At the heart of Europe lies a city rich in both historical treasures and creative energy, writes Rasika Sittamparam
‘The Viennese have the efficiency of the Germans and the warmth of the Italians,’ says our guide, Helena Hartlauer from the Vienna Tourist Board, before we step out into the relaxed Innere Stadt from the lavish Hotel Sacher – the accommodation of choice for Grace Kelly, JFK and the Queen while visiting the city. We walk past an umbrella holding crowd outside the hotel’s café. ‘They are waiting for the Sachertorte,’ says Helena. The world-famous chocolate cake (which I had had for breakfast) was invented there. The firm cake, coated with dense cocoa icing, has discreet layers of apricot jam gluing the sponge to its ganache exterior and is served with a dollop of rich cream. It is definitely worth the wait, even in the rain.

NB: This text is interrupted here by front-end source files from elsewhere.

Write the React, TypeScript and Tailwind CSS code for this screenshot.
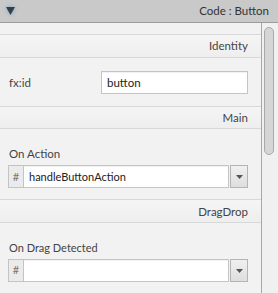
import React from "react";

const font = { fontFamily: "Lato, 'Noto Sans', sans-serif" };

function SectionHeader({ title }: { title: string }) {
  return (
    <div className="h-[24px] border-y border-[#d8d8d8] bg-gradient-to-b from-[#f5f5f5] to-[#eeeeee] flex items-center justify-end pr-[13px] text-[11.5px] text-[#444]">
      {title}
    </div>
  );
}

function Combo({ value }: { value: string }) {
  return (
    <div className="flex items-stretch h-[23px] ml-[8px] mr-[13px]">
      <div className="w-[16px] border border-[#c4c4c4] bg-[#ebebeb] flex items-center justify-center text-[11px] text-[#777]">
        #
      </div>
      <div className="flex-1 border border-l-0 border-[#c4c4c4] bg-white shadow-[inset_0_1px_1px_rgba(0,0,0,0.06)] flex items-center pl-[5px] text-[11px] text-[#222]">
        {value}
      </div>
      <div className="ml-[1px] w-[18px] border border-[#b4b4b4] bg-gradient-to-b from-[#f0f0f0] to-[#dedede] flex items-center justify-center">
        <svg width="7" height="4" viewBox="0 0 7 4">
          <path d="M0 0 H7 L3.5 4 Z" fill="#555" />
        </svg>
      </div>
    </div>
  );
}

export default function App() {
  return (
    <div className="w-[278px] h-[293px] overflow-hidden flex flex-col bg-[#f2f2f2]" style={font}>
      <div className="h-[23px] shrink-0 bg-[#c9c9c9] border-b border-[#9c9c9c] flex items-center justify-between pl-[6px] pr-[9px]">
        <svg width="9" height="8" viewBox="0 0 9 8" className="drop-shadow-[0_0_2px_rgba(80,170,230,0.9)]">
          <path d="M0 0 H9 L4.5 8 Z" fill="#3d3d3d" />
        </svg>
        <span className="text-[11.5px] text-[#333]">Code : Button</span>
      </div>
      <div className="flex flex-1 min-h-0">
        <div className="w-[261px] flex flex-col pt-[11px]">
          <SectionHeader title="Identity" />
          <div className="flex items-center justify-between pl-[9px] pr-[13px] pt-[13px] pb-[12px]">
            <span className="text-[11.5px] text-[#444]">fx:id</span>
            <div className="w-[147px] h-[23px] border border-[#c4c4c4] bg-white shadow-[inset_0_1px_1px_rgba(0,0,0,0.06)] flex items-center pl-[5px] text-[11.5px] text-[#222]">
              button
            </div>
          </div>
          <SectionHeader title="Main" />
          <div className="pt-[17px] pb-[11px]">
            <div className="pl-[9px] h-[16px] leading-[16px] text-[11.5px] text-[#444] mb-[3px]">On Action</div>
            <Combo value="handleButtonAction" />
          </div>
          <SectionHeader title="DragDrop" />
          <div className="pt-[17px] pb-[11px]">
            <div className="pl-[9px] h-[16px] leading-[16px] text-[11px] text-[#444] mb-[3px]">On Drag Detected</div>
            <Combo value="" />
          </div>
        </div>
        <div className="flex-1 border-l border-[#a8a8a8] bg-[#f0f0f0] pt-[4px] pl-[2px]">
          <div className="w-[10px] h-[128px] rounded-full border border-[#a9a9a9] bg-[#d6d6d6]" />
        </div>
      </div>
    </div>
  );
}
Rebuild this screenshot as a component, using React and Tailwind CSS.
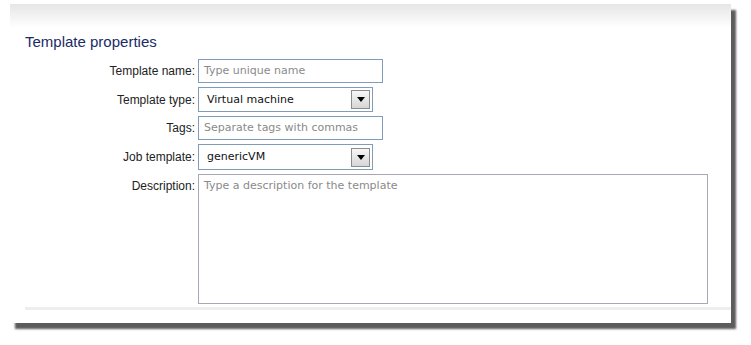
import React from 'react';

const labelCls = "w-[173px] shrink-0 pr-[3px] text-right text-[12px] text-[#222] leading-[24px] [font-family:'Liberation_Sans',Arial,sans-serif]";
const fieldFont = "[font-family:'DejaVu_Sans',Verdana,sans-serif] text-[11px] leading-[16px]";

const SelectBox = ({ value, h }) => (
  <div className={`flex items-center justify-between w-[175px] ${h} border border-[#7f9db9] bg-white pl-[8px] pr-[2px] ${fieldFont}`}>
    <span className="text-[#111]">{value}</span>
    <div className="flex items-center justify-center w-[19px] h-[19px] border border-[#8c8c8c] bg-gradient-to-b from-[#f7f7f7] to-[#d6d6d6]">
      <svg width="8" height="5" viewBox="0 0 8 5">
        <path d="M0 0 H8 L4 5 Z" fill="#000" />
      </svg>
    </div>
  </div>
);

const TextBox = ({ placeholder }) => (
  <div className={`flex items-center w-[185px] h-[24px] border border-[#7f9db9] bg-white pl-[5px] ${fieldFont}`}>
    <span className="text-[#8a8a8a]">{placeholder}</span>
  </div>
);

const Row = ({ label, children, top }) => (
  <div className={`flex ${top ? 'items-start' : 'items-center'}`}>
    <div className={labelCls}>{label}</div>
    {children}
  </div>
);

export default function App() {
  return (
    <div className="w-[751px] h-[345px] bg-white overflow-hidden">
      <div className="ml-[10px] mt-[4px] w-[721px] h-[319px] bg-white shadow-[5px_6px_2px_#5c5c5c] flex flex-col">
        {/* faded top edge */}
        <div className="h-[24px] bg-gradient-to-b from-[#e6e6e6] to-white" />
        <div className="pl-[15px] flex flex-col">
          <h2 className="mt-[4px] text-[15px] leading-[20px] text-[#1a2b66] [font-family:'Liberation_Sans',Arial,sans-serif]">
            Template properties
          </h2>
          <div className="mt-[7px] flex flex-col gap-[4px]">
            <Row label="Template name:">
              <TextBox placeholder="Type unique name" />
            </Row>
            <Row label="Template type:">
              <SelectBox value="Virtual machine" h="h-[25px]" />
            </Row>
            <Row label="Tags:">
              <TextBox placeholder="Separate tags with commas" />
            </Row>
            <Row label="Job template:">
              <SelectBox value="genericVM" h="h-[26px]" />
            </Row>
            <Row label="Description:" top>
              <div className={`w-[510px] h-[130px] border border-[#a8a8b4] bg-white pl-[5px] pt-[3px] ${fieldFont}`}>
                <span className="text-[#8a8a8a]">Type a description for the template</span>
              </div>
            </Row>
          </div>
          <div className="mt-[3px] h-[3px] bg-[#eeeeee]" />
        </div>
      </div>
    </div>
  );
}
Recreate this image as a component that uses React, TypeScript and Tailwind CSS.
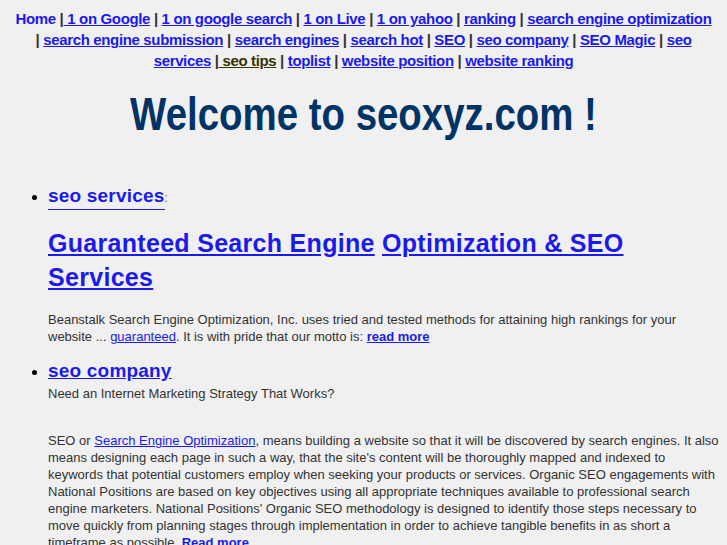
import React from "react";

const L = "text-[#1a1aee] underline";

export default function App() {
  const sep = <span className="text-[#333]"> | </span>;
  return (
    <div className="min-h-[545px] bg-[#f0f0f0] pt-[8px] font-['Liberation_Sans',Arial,sans-serif] text-[#333]">
      <div className="px-[12px] text-center text-[15px] font-bold leading-[21px] tracking-[-0.35px]">
        <span className="text-[#1a1aee]">Home </span>|
        <a className={L}> 1 on Google</a>{sep}
        <a className={L}>1 on google search</a>{sep}
        <a className={L}>1 on Live</a>{sep}
        <a className={L}>1 on yahoo</a>{sep}
        <a className={L}>ranking</a>{sep}
        <a className={L}>search engine optimization</a>{sep}
        <a className={L}>search engine submission</a>{sep}
        <a className={L}>search engines</a>{sep}
        <a className={L}>search hot</a>{sep}
        <a className={L}>SEO</a>{sep}
        <a className={L}>seo company</a>{sep}
        <a className={L}>SEO Magic</a>{sep}
        <a className={L}>seo services</a> |
        <a className="text-[#333300] underline"> seo tips</a>{sep}
        <a className={L}>toplist</a>{sep}
        <a className={L}>website position</a>{sep}
        <a className={L}>website ranking</a>
      </div>

      <h1 className="mt-[19px] text-center text-[46px] font-bold leading-[48px] text-[#003366]">
        <span className="inline-block scale-x-[0.835]">Welcome to seoxyz.com !</span>
      </h1>

      <div className="px-2">
        <ul className="mt-[45px] list-disc pl-10 marker:text-black">
          <li>
            <span className="inline-block border-b border-[#1a1aee] text-[19px] font-bold leading-[26px] tracking-[0.2px] text-[#1a1aee]">
              seo services
            </span>
            <span className="text-[12px] text-[#555]">:</span>
            <h2 className="mt-[16px] text-[25px] font-bold leading-[34px] tracking-[0.3px]">
              <a className={L}>Guaranteed Search Engine</a>{" "}
              <a className={L}>Optimization &amp; SEO Services</a>
            </h2>
            <p className="mt-[17px] text-[13px] leading-[17px]">
              Beanstalk Search Engine Optimization, Inc. uses tried and tested methods for attaining high rankings for your
              website ... <a className="text-[#1a1aee] underline">guaranteed</a>. It is with pride that our motto is:{" "}
              <a className="font-bold text-[#1a1aee] underline">read more</a>
            </p>
          </li>
          <li className="mt-[14px]">
            <a className="text-[19px] font-bold leading-[24px] tracking-[0.2px] text-[#1a1aee] underline">seo company</a>
            <p className="text-[13px] leading-[20px]">Need an Internet Marketing Strategy That Works?</p>
            <p className="mt-[28px] text-[13px] leading-[17px]">
              SEO or <a className="text-[#1a1aee] underline">Search Engine Optimization</a>, means building a website so that it will be discovered by search engines. It also means designing each page in such a way, that the site's content will be thoroughly mapped and indexed to keywords that potential customers employ when seeking your products or services. Organic SEO engagements with National Positions are based on key objectives using all appropriate techniques available to professional search engine marketers. National Positions' Organic SEO methodology is designed to identify those steps necessary to move quickly from planning stages through implementation in order to achieve tangible benefits in as short a timeframe as possible. <a className="font-bold text-[#1a1aee] underline">Read more</a>
            </p>
          </li>
        </ul>
      </div>
    </div>
  );
}
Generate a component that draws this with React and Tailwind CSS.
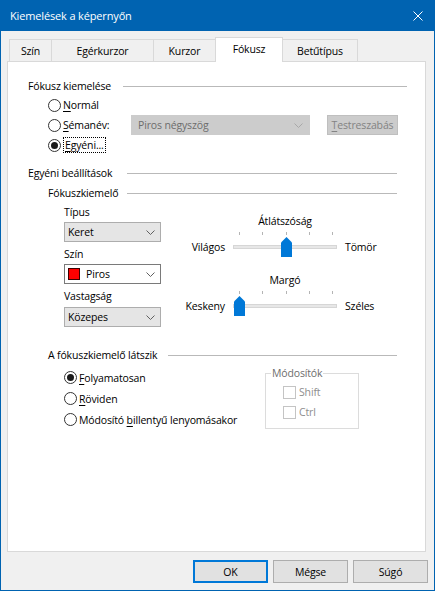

We arrive for dinner at Tian, the city’s new favourite Michelin-starred restaurant. Wiener schnitzel is not on the menu: we’re in a restaurant founded by Europe’s best vegetarian chef, Paul Ivic. Each course opens more doors to fine dining with a range of roots, fruits, flowers and grains.
I ask Ivic how everything could look and taste so good. ‘Every ingredient was cooked as if it were meat; I am no vegetarian myself,’ he laughs. Further exploration reveals the city’s Baroque buildings with dramatic statues and gold and teal highlights. A stone’s throw from the hotel is St Stephen’s Cathedral, an imposing 136m-high gothic building with blue-gold Roman mosaic on the roof. No matter how ornate or reverent, many of Vienna’s icons seem to come with a twist, like Tian’s meatless menu.
The entrance of the cathedral once held the thigh bone of a mastodon found when its foundations were dug in the 1400s – granting it the moniker ‘The Giant’s Door’. No mammoth remains today, but there is a network of catacombs holding the tombs of the Habsburgs, bishops and an ossuary of the victims of 1679’s Great Plague of Vienna. Today’s Vienna has a knack for turning anything sombre or historical into whimsical art – this is, after, all the land of Gustav Klimt, the painter who co-founded the Vienna Secession in 1897 to rebel against conservatism and historicism.
True to that spirit is Tiefe Kümmernis, a Viennese art historian who gives private tours of the Kunsthistorisches Museum in drag. After a thought-provoking tour of the largest collection of Bruegels in history, Kümmernis leads us into a room with nameless objects in a maze-like setting. This exhibition, curiously named Spitzmaus Mummy in a Coffin and Other Treasures, is the curatorial debut of film director Wes Anderson and his author and illustrator wife, Juman Malouf.
Tiefe Kummernis (in drag), photography by Photo Benhamin Rowles (c) KHM-Museumsverband – Claudia Rohrauer
‘This is the Spitzmaus mummy,’ says Kümmernis, pointing to the tiniest of Egyptian tombs illustrated with a shrew. ‘It’s empty,’ he whispers, as he notices visitors attempting a painstaking crouch to peer into the low-lying exhibit.
This is a city where modernism doesn’t only challenge history, but co-exists with it too. At Köchert’s jewellery store I hold the necklace of Empress Sisi, which was found in the remains of her burnt castle after the Vienna Uprising. The Viennese are some of the world’s most sophisticated coffee drinkers, with a café culture rivalled only by that of Paris.
I head to a grand-looking coffee house and order a melange, which is similar to a cappuccino, but there are 44 other ways you can have your coffee. I listen to Alban Berg’s sonata being played on the grand piano, a soulful accompaniment to the bonhomie of the Sunday crowd. The melange drains, revealing the bottom of my cup. I instantly dread my imminent retreat to the Big Smoke.